More than being just “middlemen for destinations to their friends and relatives overseas,” Dr Bakri has identified migrants and sojourners as “critical online ambassadors sensitive to the culture of the place itself.” Sojourners share online stories of their life abroad so friends and relatives can more deeply understand the place. In this way, the sojourner reduces cultural barriers.

“That’s why sojourners are so powerful” says Dr Bakri. This ambassadorial function via online storytelling is, Dr Bakri argues, the sojourner’s creative capital.

“The images that we post educate the viewer even before the visit itself. We can go back and forth – being a tourist and a resident, being home and away. We blur those lines. Many of our images will be sensitive to the place and capture its essence.”

Re-focusing as we reopen

Dr Bakri’s research poses an important question. Could this culturally sensitive online migrant community help DMOs as New Zealand begins to reopen its borders to international tourists? Dr Bakri believes so.

“I think it’s a good time to rethink and reimagine what tourism could look like. Even rethink the strategies around the messages DMOs are putting across and reflecting on those images and working with those [sojourner] groups.”
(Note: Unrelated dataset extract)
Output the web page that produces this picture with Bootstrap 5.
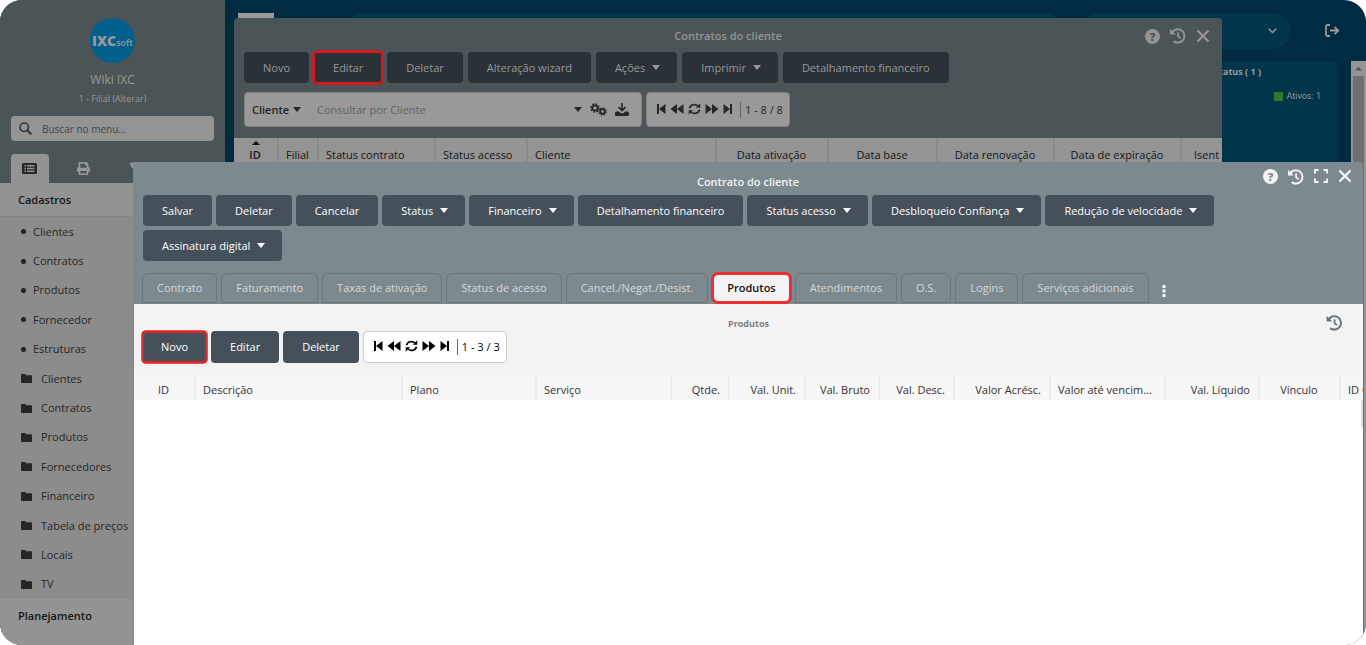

A finding that may give some DMOs pause for thought concerns our beloved images of majestic mountains, grand valleys and misty forests. Dr Bakri found that the typical landscape and nature shots of the type pushed by New Zealand’s tourism bodies didn’t rate so highly with the friends of sojourners. Instead, they were more interested in content such as urban and city shots and people enjoying food and dining together. Dr Bakri attributes this to the sample being “younger, wanting to be more active and doing things, and a large percentage of my sample were Asian. I don’t know if that influenced the outcome, but I thought it was interesting.”

Rolling green farmland surrounds the blue Otago Harbour as it weaves through water side suburbs
Zooming into the town life below might better engage some audiences. Photo: iStock/pawopa3336

Dr Bakri’s research demonstrates that it’s the sojourner who can create content that is relevant and culturally sensitive to both their home and adopted countries, generating messages that are powerful in terms of shaping and showcasing what the destination offers.

“Technology has very much democratised the way in which value can be created or experienced,” states Dr Bakri. The takeaways for the tourism industry are manifold.

“There is a need to provide customers with an opportunity to participate in creating that value, engaging them in positive ways that is mutually beneficial for both the organisation as well as the consumers themselves—being stakeholders of the brand or in this instance the destination itself.”

Adding life to the destination

Looking to the future of New Zealand tourism, Dr Bakri suggests that sojourner-created images could give DMOs and city planners insights into the acculturation process and offer ideas for the creation of communal spaces and events for future VFR tourists. She cites the popularity of social media images of Wellington’s Chinese New Year festival. This is a classic example of how locals and tourists can be brought together to simultaneously celebrate an event, and at the same time create community.

“We know that tourism is a social experience. It’s really interesting how a place comes to life by interacting with the space and the people within that place as well.”

It seems then that what the sojourner can do for the travel industry is something that no other form of advertising or communication can. They bring together all the traditional elements of tourism – landscape, people, food and culture – and unite them in a collective story.

“It’s a story that involves them as well, so it becomes even more authentic, resonating with the people that are viewing it because the context of that relationship also plays a part, as demonstrated by the findings of this research,” says Dr Bakri.

Even after four years of studying the sojourner and their importance in VFR tourism, Dr Bakri remains dedicated to finding out more. “It’s something I want to continue to research because it’s such a huge part of my own identity.” The former editor has found this research “a huge learning curve” taking her far from her background as a marketer of the carefully crafted image, to an innovative researcher of the socially organic one.